• WORK TO COMPLETE: Set down all of the data that follows word for word, without the images.

──────────

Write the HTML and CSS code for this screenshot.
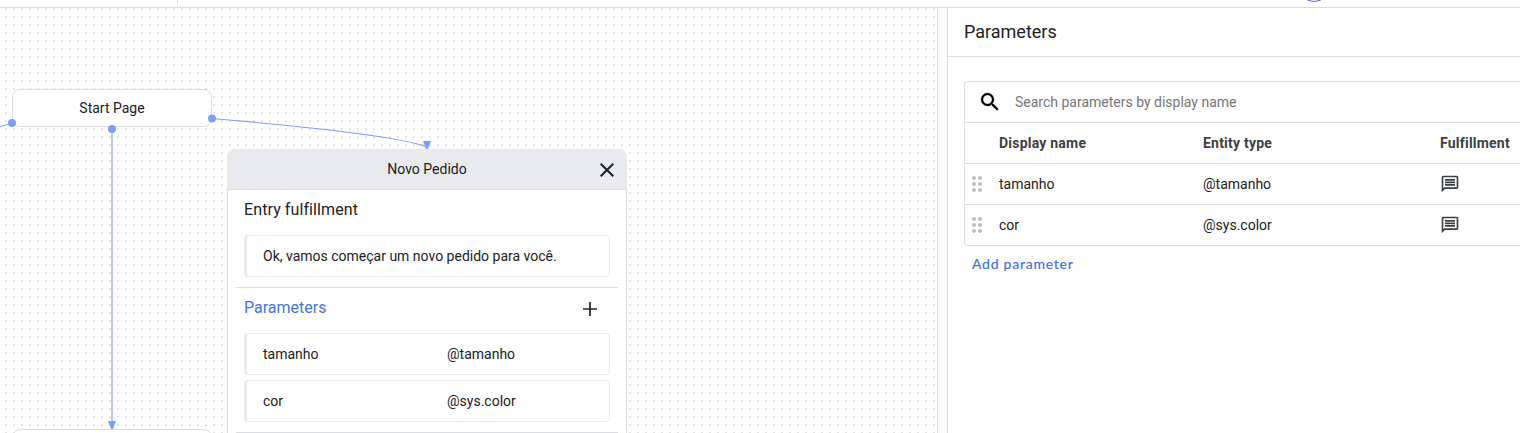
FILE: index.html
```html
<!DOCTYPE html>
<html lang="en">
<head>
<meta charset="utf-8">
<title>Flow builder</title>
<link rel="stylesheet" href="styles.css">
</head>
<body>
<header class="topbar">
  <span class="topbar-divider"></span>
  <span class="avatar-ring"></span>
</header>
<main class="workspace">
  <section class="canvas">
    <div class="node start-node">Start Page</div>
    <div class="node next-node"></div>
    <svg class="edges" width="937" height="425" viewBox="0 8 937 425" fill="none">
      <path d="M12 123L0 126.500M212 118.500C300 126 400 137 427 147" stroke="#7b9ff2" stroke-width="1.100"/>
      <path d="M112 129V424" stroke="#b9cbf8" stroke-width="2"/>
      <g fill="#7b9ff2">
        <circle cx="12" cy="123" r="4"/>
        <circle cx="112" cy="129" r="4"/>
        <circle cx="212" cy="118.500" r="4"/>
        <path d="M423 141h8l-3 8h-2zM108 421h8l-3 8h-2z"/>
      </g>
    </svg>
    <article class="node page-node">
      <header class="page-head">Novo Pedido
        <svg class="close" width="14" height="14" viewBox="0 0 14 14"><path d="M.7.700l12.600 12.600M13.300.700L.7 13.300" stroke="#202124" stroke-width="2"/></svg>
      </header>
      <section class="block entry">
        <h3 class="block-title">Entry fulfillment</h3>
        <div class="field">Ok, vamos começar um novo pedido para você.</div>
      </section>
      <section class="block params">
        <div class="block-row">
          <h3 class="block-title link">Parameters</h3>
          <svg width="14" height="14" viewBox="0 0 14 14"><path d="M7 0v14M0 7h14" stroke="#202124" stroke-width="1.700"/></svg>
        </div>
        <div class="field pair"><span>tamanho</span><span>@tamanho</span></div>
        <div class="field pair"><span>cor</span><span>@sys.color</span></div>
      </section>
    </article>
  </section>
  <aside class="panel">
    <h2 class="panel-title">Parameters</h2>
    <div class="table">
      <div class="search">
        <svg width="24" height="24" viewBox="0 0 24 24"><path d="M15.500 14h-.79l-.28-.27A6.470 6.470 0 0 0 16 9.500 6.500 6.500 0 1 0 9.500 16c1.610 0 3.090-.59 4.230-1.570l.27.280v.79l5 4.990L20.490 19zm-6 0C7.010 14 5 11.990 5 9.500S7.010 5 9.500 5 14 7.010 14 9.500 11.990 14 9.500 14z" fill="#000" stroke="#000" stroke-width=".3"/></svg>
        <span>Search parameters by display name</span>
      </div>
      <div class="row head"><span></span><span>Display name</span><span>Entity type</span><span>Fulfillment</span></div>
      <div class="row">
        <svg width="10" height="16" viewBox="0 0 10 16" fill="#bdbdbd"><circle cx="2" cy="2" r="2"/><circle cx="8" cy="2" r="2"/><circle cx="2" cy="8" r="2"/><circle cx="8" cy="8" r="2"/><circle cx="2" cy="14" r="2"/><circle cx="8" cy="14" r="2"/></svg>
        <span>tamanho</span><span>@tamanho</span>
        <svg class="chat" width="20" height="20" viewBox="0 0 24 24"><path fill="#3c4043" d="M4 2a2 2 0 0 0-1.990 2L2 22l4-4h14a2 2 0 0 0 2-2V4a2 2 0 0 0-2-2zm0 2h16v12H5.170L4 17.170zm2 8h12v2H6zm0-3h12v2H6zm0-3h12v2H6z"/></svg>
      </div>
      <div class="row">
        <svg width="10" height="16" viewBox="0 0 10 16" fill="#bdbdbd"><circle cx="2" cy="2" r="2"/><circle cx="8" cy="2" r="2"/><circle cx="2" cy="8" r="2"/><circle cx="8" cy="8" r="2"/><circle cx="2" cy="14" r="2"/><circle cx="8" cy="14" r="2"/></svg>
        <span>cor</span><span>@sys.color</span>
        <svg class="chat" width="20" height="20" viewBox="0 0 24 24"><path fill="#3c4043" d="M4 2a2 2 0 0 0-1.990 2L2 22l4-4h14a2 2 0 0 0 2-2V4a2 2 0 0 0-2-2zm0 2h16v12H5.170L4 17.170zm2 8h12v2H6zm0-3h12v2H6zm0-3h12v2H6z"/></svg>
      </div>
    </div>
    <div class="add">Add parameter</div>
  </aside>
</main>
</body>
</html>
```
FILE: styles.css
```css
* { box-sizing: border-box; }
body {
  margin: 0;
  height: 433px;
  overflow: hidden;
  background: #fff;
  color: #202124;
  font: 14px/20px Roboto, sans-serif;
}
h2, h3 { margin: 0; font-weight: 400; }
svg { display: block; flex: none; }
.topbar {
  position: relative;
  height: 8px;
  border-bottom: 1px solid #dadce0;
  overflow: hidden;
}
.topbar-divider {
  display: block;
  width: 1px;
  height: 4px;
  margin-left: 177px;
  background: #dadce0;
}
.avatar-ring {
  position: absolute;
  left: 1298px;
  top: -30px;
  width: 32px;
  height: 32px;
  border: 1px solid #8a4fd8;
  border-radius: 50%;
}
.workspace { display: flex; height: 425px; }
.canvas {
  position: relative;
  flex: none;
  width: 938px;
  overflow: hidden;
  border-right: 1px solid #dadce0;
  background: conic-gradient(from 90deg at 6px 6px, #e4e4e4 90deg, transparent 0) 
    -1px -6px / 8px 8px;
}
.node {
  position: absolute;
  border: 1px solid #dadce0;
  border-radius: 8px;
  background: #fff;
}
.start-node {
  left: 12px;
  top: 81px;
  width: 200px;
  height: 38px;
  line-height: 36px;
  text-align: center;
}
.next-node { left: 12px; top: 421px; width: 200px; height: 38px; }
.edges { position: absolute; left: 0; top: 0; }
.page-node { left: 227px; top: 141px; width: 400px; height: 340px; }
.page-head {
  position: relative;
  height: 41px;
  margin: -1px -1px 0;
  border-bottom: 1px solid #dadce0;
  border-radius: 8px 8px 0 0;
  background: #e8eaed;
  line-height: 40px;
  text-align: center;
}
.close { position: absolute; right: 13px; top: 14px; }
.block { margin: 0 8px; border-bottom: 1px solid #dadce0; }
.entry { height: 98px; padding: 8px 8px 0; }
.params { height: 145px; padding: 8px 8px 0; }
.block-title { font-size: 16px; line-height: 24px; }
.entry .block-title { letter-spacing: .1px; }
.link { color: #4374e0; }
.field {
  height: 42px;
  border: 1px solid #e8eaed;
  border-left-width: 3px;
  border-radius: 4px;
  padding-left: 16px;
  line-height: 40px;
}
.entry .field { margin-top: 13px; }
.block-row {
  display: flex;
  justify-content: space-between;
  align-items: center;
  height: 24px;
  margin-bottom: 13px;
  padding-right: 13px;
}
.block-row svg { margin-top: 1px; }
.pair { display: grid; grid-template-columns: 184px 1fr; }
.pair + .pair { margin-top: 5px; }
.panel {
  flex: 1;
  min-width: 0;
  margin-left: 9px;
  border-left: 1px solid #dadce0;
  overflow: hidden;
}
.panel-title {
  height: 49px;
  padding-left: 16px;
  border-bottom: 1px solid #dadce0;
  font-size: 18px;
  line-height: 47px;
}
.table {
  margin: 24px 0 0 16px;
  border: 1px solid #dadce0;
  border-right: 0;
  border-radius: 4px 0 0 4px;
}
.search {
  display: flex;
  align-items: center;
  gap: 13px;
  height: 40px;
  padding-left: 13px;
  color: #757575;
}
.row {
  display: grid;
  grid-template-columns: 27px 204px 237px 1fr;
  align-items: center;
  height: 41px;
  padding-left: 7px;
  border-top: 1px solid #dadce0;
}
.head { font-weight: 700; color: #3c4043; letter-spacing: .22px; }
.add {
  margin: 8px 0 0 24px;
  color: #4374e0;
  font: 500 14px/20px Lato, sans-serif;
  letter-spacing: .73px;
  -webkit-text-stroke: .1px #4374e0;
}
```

──────────

• SOLUTION:
Write the HTML and CSS code for this screenshot.
FILE: index.html
```html
<!DOCTYPE html>
<html lang="en">
<head>
<meta charset="utf-8">
<title>Flow builder</title>
<link rel="stylesheet" href="styles.css">
</head>
<body>
<header class="topbar">
  <span class="topbar-divider"></span>
  <span class="avatar-ring"></span>
</header>
<main class="workspace">
  <section class="canvas">
    <div class="node start-node">Start Page</div>
    <div class="node next-node"></div>
    <svg class="edges" width="937" height="425" viewBox="0 8 937 425" fill="none">
      <path d="M12 123L0 126.500M212 118.500C300 126 400 137 427 147" stroke="#7b9ff2" stroke-width="1.100"/>
      <path d="M112 129V424" stroke="#b9cbf8" stroke-width="2"/>
      <g fill="#7b9ff2">
        <circle cx="12" cy="123" r="4"/>
        <circle cx="112" cy="129" r="4"/>
        <circle cx="212" cy="118.500" r="4"/>
        <path d="M423 141h8l-3 8h-2zM108 421h8l-3 8h-2z"/>
      </g>
    </svg>
    <article class="node page-node">
      <header class="page-head">Novo Pedido
        <svg class="close" width="14" height="14" viewBox="0 0 14 14"><path d="M.7.700l12.600 12.600M13.300.700L.7 13.300" stroke="#202124" stroke-width="2"/></svg>
      </header>
      <section class="block entry">
        <h3 class="block-title">Entry fulfillment</h3>
        <div class="field">Ok, vamos começar um novo pedido para você.</div>
      </section>
      <section class="block params">
        <div class="block-row">
          <h3 class="block-title link">Parameters</h3>
          <svg width="14" height="14" viewBox="0 0 14 14"><path d="M7 0v14M0 7h14" stroke="#202124" stroke-width="1.700"/></svg>
        </div>
        <div class="field pair"><span>tamanho</span><span>@tamanho</span></div>
        <div class="field pair"><span>cor</span><span>@sys.color</span></div>
      </section>
    </article>
  </section>
  <aside class="panel">
    <h2 class="panel-title">Parameters</h2>
    <div class="table">
      <div class="search">
        <svg width="24" height="24" viewBox="0 0 24 24"><path d="M15.500 14h-.79l-.28-.27A6.470 6.470 0 0 0 16 9.500 6.500 6.500 0 1 0 9.500 16c1.610 0 3.090-.59 4.230-1.570l.27.280v.79l5 4.990L20.490 19zm-6 0C7.010 14 5 11.990 5 9.500S7.010 5 9.500 5 14 7.010 14 9.500 11.990 14 9.500 14z" fill="#000" stroke="#000" stroke-width=".3"/></svg>
        <span>Search parameters by display name</span>
      </div>
      <div class="row head"><span></span><span>Display name</span><span>Entity type</span><span>Fulfillment</span></div>
      <div class="row">
        <svg width="10" height="16" viewBox="0 0 10 16" fill="#bdbdbd"><circle cx="2" cy="2" r="2"/><circle cx="8" cy="2" r="2"/><circle cx="2" cy="8" r="2"/><circle cx="8" cy="8" r="2"/><circle cx="2" cy="14" r="2"/><circle cx="8" cy="14" r="2"/></svg>
        <span>tamanho</span><span>@tamanho</span>
        <svg class="chat" width="20" height="20" viewBox="0 0 24 24"><path fill="#3c4043" d="M4 2a2 2 0 0 0-1.990 2L2 22l4-4h14a2 2 0 0 0 2-2V4a2 2 0 0 0-2-2zm0 2h16v12H5.170L4 17.170zm2 8h12v2H6zm0-3h12v2H6zm0-3h12v2H6z"/></svg>
      </div>
      <div class="row">
        <svg width="10" height="16" viewBox="0 0 10 16" fill="#bdbdbd"><circle cx="2" cy="2" r="2"/><circle cx="8" cy="2" r="2"/><circle cx="2" cy="8" r="2"/><circle cx="8" cy="8" r="2"/><circle cx="2" cy="14" r="2"/><circle cx="8" cy="14" r="2"/></svg>
        <span>cor</span><span>@sys.color</span>
        <svg class="chat" width="20" height="20" viewBox="0 0 24 24"><path fill="#3c4043" d="M4 2a2 2 0 0 0-1.990 2L2 22l4-4h14a2 2 0 0 0 2-2V4a2 2 0 0 0-2-2zm0 2h16v12H5.170L4 17.170zm2 8h12v2H6zm0-3h12v2H6zm0-3h12v2H6z"/></svg>
      </div>
    </div>
    <div class="add">Add parameter</div>
  </aside>
</main>
</body>
</html>
```
FILE: styles.css
```css
* { box-sizing: border-box; }
body {
  margin: 0;
  height: 433px;
  overflow: hidden;
  background: #fff;
  color: #202124;
  font: 14px/20px Roboto, sans-serif;
}
h2, h3 { margin: 0; font-weight: 400; }
svg { display: block; flex: none; }
.topbar {
  position: relative;
  height: 8px;
  border-bottom: 1px solid #dadce0;
  overflow: hidden;
}
.topbar-divider {
  display: block;
  width: 1px;
  height: 4px;
  margin-left: 177px;
  background: #dadce0;
}
.avatar-ring {
  position: absolute;
  left: 1298px;
  top: -30px;
  width: 32px;
  height: 32px;
  border: 1px solid #8a4fd8;
  border-radius: 50%;
}
.workspace { display: flex; height: 425px; }
.canvas {
  position: relative;
  flex: none;
  width: 938px;
  overflow: hidden;
  border-right: 1px solid #dadce0;
  background: conic-gradient(from 90deg at 6px 6px, #e4e4e4 90deg, transparent 0) 
    -1px -6px / 8px 8px;
}
.node {
  position: absolute;
  border: 1px solid #dadce0;
  border-radius: 8px;
  background: #fff;
}
.start-node {
  left: 12px;
  top: 81px;
  width: 200px;
  height: 38px;
  line-height: 36px;
  text-align: center;
}
.next-node { left: 12px; top: 421px; width: 200px; height: 38px; }
.edges { position: absolute; left: 0; top: 0; }
.page-node { left: 227px; top: 141px; width: 400px; height: 340px; }
.page-head {
  position: relative;
  height: 41px;
  margin: -1px -1px 0;
  border-bottom: 1px solid #dadce0;
  border-radius: 8px 8px 0 0;
  background: #e8eaed;
  line-height: 40px;
  text-align: center;
}
.close { position: absolute; right: 13px; top: 14px; }
.block { margin: 0 8px; border-bottom: 1px solid #dadce0; }
.entry { height: 98px; padding: 8px 8px 0; }
.params { height: 145px; padding: 8px 8px 0; }
.block-title { font-size: 16px; line-height: 24px; }
.entry .block-title { letter-spacing: .1px; }
.link { color: #4374e0; }
.field {
  height: 42px;
  border: 1px solid #e8eaed;
  border-left-width: 3px;
  border-radius: 4px;
  padding-left: 16px;
  line-height: 40px;
}
.entry .field { margin-top: 13px; }
.block-row {
  display: flex;
  justify-content: space-between;
  align-items: center;
  height: 24px;
  margin-bottom: 13px;
  padding-right: 13px;
}
.block-row svg { margin-top: 1px; }
.pair { display: grid; grid-template-columns: 184px 1fr; }
.pair + .pair { margin-top: 5px; }
.panel {
  flex: 1;
  min-width: 0;
  margin-left: 9px;
  border-left: 1px solid #dadce0;
  overflow: hidden;
}
.panel-title {
  height: 49px;
  padding-left: 16px;
  border-bottom: 1px solid #dadce0;
  font-size: 18px;
  line-height: 47px;
}
.table {
  margin: 24px 0 0 16px;
  border: 1px solid #dadce0;
  border-right: 0;
  border-radius: 4px 0 0 4px;
}
.search {
  display: flex;
  align-items: center;
  gap: 13px;
  height: 40px;
  padding-left: 13px;
  color: #757575;
}
.row {
  display: grid;
  grid-template-columns: 27px 204px 237px 1fr;
  align-items: center;
  height: 41px;
  padding-left: 7px;
  border-top: 1px solid #dadce0;
}
.head { font-weight: 700; color: #3c4043; letter-spacing: .22px; }
.add {
  margin: 8px 0 0 24px;
  color: #4374e0;
  font: 500 14px/20px Lato, sans-serif;
  letter-spacing: .73px;
  -webkit-text-stroke: .1px #4374e0;
}
```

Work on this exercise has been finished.